_Task instructions_
Print only the lines from the top of the data through the line with "import React from", both included, skipping every picture.

══════════

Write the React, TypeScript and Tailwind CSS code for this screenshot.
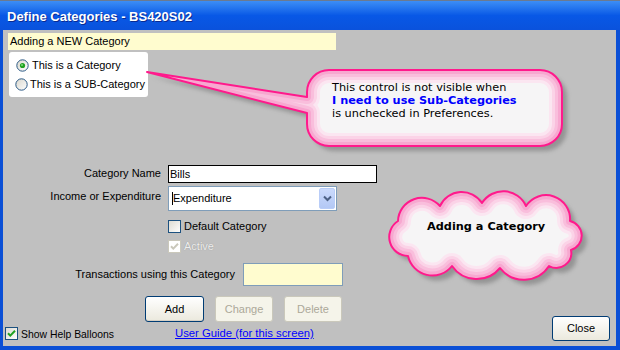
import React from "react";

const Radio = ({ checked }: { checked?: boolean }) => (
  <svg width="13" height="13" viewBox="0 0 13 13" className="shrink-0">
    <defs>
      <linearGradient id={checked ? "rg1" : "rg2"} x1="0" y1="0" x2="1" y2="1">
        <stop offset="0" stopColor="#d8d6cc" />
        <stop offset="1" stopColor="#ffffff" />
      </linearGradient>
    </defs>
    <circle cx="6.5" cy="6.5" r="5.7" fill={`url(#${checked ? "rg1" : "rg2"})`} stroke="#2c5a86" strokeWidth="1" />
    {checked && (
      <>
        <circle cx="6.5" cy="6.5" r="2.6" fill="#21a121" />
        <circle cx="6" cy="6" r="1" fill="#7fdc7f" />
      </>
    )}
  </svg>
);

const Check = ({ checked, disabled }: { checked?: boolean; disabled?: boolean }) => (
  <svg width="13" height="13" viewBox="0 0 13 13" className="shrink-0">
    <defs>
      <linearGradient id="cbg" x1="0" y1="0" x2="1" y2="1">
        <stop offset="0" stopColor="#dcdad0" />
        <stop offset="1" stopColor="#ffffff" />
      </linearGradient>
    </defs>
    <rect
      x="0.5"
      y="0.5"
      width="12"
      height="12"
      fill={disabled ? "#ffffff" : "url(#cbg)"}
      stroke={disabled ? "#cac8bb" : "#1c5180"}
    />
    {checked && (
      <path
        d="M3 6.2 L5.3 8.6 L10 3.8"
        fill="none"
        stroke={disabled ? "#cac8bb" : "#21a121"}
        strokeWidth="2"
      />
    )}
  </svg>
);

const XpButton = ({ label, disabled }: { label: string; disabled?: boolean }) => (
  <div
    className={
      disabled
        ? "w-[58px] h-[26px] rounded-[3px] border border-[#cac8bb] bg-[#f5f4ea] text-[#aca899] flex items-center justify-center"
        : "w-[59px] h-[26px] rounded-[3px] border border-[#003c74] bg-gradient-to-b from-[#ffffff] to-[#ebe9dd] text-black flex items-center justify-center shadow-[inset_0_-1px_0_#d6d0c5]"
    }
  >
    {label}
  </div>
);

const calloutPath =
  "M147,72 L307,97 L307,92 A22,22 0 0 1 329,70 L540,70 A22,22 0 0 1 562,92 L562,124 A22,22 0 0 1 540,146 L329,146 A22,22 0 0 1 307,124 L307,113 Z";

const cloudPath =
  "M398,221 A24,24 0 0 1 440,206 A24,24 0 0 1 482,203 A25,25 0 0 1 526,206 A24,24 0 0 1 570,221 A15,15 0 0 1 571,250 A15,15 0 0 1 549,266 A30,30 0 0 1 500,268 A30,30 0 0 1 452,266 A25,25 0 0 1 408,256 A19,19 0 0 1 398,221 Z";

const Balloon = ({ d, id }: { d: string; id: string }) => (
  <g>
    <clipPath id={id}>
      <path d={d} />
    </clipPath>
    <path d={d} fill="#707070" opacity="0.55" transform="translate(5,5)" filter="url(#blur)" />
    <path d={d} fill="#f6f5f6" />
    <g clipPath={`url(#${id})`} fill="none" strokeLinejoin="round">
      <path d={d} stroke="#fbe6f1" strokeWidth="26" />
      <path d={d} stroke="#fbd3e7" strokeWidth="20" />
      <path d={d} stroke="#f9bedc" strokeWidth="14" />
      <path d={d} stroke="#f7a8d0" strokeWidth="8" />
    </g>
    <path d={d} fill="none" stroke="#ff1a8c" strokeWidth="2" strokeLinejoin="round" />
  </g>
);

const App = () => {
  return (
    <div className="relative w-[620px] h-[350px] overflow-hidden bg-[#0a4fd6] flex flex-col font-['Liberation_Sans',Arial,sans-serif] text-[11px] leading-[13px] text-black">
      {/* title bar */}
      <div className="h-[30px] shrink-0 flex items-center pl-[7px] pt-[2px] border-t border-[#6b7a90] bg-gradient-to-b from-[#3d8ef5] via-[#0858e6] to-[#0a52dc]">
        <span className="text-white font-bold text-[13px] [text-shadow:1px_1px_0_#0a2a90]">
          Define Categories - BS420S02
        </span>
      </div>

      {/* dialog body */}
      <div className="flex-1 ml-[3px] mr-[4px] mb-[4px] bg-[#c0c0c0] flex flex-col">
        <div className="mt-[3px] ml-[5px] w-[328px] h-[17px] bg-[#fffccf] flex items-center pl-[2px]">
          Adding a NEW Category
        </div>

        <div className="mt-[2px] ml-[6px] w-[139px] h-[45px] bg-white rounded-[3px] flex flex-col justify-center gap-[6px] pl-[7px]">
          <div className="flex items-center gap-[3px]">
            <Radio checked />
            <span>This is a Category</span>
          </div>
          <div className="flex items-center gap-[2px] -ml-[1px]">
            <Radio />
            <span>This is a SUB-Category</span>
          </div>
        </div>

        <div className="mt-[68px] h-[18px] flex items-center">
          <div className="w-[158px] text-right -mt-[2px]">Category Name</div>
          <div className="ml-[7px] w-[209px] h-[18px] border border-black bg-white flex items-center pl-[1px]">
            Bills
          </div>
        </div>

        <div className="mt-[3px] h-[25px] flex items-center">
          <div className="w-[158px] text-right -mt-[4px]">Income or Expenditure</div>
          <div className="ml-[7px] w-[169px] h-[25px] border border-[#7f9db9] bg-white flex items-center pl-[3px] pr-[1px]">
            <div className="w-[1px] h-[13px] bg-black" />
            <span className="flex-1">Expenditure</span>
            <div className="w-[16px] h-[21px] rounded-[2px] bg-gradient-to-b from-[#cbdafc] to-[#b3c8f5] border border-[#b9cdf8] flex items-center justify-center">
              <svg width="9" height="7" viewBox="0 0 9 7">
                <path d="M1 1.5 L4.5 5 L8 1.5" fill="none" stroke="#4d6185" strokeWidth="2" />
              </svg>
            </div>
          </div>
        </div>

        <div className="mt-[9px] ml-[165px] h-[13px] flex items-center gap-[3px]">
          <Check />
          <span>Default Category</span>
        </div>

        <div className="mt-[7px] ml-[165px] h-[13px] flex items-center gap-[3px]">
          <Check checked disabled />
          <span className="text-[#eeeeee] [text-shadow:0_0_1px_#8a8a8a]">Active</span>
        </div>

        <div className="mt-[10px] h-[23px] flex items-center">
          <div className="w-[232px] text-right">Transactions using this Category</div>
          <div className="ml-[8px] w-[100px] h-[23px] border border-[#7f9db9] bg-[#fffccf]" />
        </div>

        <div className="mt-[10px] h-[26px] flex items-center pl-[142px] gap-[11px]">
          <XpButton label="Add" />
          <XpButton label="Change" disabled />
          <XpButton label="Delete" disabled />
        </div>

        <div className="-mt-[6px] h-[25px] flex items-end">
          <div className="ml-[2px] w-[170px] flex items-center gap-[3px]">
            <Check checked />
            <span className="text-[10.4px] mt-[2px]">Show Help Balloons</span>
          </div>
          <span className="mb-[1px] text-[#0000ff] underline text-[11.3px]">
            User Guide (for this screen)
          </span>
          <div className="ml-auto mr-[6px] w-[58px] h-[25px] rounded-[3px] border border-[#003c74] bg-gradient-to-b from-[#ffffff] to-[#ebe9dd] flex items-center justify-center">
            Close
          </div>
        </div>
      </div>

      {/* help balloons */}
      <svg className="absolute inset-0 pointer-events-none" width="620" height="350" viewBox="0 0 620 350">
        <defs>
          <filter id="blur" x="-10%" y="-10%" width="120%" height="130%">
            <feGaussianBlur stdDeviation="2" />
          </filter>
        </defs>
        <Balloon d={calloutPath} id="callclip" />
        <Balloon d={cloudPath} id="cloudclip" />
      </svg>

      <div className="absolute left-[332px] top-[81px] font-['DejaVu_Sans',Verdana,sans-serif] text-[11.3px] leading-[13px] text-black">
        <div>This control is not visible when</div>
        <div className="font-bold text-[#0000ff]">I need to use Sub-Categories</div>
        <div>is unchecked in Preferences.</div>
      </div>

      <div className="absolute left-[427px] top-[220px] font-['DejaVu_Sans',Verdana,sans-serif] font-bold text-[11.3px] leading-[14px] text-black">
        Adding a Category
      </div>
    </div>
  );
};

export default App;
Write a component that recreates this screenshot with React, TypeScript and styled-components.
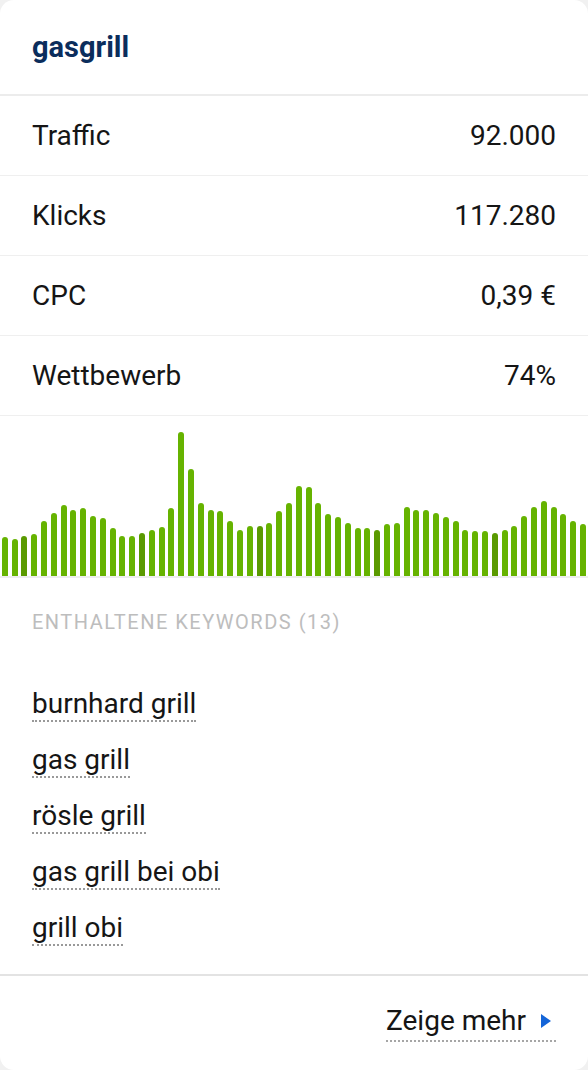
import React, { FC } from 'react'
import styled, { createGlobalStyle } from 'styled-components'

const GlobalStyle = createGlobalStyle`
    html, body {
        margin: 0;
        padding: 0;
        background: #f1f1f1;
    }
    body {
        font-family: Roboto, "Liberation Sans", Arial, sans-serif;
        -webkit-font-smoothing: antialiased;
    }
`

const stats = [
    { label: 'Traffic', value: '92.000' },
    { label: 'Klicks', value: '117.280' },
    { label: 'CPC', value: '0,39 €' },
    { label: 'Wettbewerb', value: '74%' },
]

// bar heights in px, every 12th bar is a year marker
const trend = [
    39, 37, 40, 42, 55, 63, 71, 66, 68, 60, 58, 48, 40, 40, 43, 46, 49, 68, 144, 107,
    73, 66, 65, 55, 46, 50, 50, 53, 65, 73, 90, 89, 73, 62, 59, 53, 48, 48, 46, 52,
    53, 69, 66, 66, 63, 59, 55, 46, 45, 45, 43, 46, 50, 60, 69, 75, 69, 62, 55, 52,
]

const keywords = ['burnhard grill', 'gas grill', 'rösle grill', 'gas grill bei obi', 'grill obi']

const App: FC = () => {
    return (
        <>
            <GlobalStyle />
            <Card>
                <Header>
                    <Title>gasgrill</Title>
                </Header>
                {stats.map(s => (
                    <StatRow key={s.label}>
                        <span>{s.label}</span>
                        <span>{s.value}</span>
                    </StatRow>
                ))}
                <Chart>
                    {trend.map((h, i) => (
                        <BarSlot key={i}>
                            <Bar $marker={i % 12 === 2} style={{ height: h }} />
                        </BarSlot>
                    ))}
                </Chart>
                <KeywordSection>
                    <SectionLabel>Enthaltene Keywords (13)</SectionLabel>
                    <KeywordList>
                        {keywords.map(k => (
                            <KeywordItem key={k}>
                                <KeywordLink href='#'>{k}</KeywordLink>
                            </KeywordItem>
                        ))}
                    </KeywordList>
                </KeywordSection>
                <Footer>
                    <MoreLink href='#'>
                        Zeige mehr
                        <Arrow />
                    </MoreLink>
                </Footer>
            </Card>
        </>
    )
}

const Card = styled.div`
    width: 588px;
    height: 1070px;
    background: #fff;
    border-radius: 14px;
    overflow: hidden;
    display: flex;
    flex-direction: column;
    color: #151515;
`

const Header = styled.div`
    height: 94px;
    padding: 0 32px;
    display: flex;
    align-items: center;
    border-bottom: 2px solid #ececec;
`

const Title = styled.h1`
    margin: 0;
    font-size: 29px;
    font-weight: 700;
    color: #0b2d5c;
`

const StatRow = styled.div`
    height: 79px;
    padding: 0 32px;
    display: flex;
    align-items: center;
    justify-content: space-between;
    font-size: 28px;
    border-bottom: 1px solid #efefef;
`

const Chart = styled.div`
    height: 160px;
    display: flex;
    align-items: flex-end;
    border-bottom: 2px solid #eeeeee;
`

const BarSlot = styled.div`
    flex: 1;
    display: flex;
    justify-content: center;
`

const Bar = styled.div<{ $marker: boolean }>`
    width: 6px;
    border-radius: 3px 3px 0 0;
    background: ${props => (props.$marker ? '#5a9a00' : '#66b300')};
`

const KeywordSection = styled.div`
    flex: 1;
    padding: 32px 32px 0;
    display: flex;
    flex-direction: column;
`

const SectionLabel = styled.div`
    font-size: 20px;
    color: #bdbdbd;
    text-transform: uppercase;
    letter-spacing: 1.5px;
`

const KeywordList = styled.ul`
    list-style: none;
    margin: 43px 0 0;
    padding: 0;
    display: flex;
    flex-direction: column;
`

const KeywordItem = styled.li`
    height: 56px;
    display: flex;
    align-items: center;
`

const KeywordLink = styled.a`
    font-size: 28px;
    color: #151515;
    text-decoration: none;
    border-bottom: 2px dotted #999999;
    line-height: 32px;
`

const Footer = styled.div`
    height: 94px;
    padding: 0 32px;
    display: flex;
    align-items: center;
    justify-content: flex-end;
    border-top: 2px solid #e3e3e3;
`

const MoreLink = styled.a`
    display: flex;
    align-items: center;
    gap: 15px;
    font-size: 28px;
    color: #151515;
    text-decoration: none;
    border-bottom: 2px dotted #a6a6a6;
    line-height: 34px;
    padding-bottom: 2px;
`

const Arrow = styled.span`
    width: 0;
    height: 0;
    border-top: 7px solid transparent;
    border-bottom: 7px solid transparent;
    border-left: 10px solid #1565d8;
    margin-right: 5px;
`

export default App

══════════

_Full answer_
Write the React, TypeScript and Tailwind CSS code for this screenshot.
import React from "react";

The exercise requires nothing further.